Benton and other great men argued in the Senate. "In contact with the white race the Indians degenerate. They are a dangerous neighbour within our borders. They prevent the expansion of the white race, and the States will not be satisfied until all their soil is open to settlement."

And so, to remove the Indians to a home of their own became the great work of Clark's life.

"A home where the whites shall never come!" the Indians were delighted. "We will look at these lands."

"I recommend that the government send special agents to collect the scattered bands and families and pay their expenses to the lands assigned them," said Clark, estimating the cost at one hundred thousand dollars. But not all of the tribes would listen.

In November, 1826, Clark drove from St. Louis in his carriage to the Choctaw nation in Alabama, to persuade them to move west of the Mississippi.

"After many years spent in reflection," said the Commissioners, "your Great Father, the President, has determined upon a plan for your happiness.

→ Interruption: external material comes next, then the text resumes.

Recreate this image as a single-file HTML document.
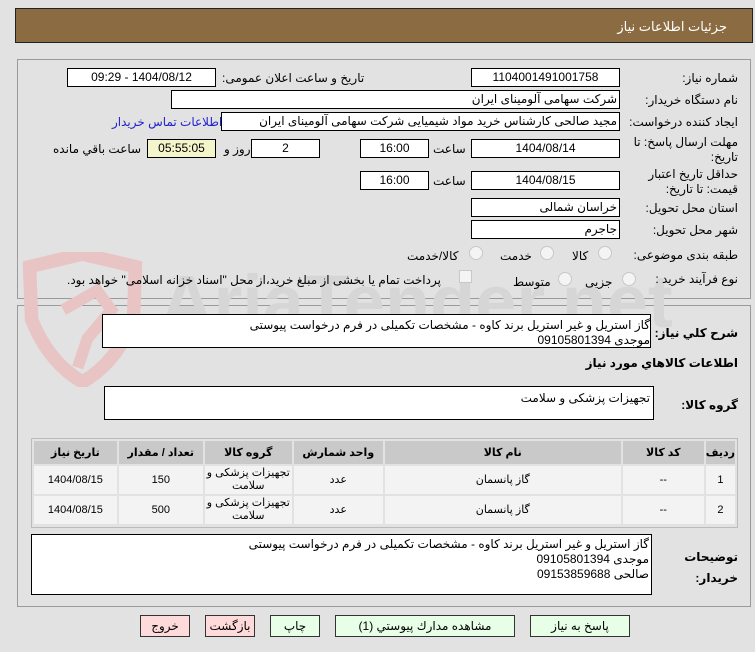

The United States has a large unsettled country on the west side of the great river Mississippi into which they do not intend their white settlements shall enter. This is the country in which our Great Father intends to settle his red children.

"Many of the tribes are now preparing to remove and are making application for land. The Cherokees and Muscogees have procured lands, and your people can have five times as much land in that fine country as they are now living on in this."

Never before in the conquest of nations had the weaker race been offered such advantageous terms. Two days passed while the Indians considered and argued among themselves.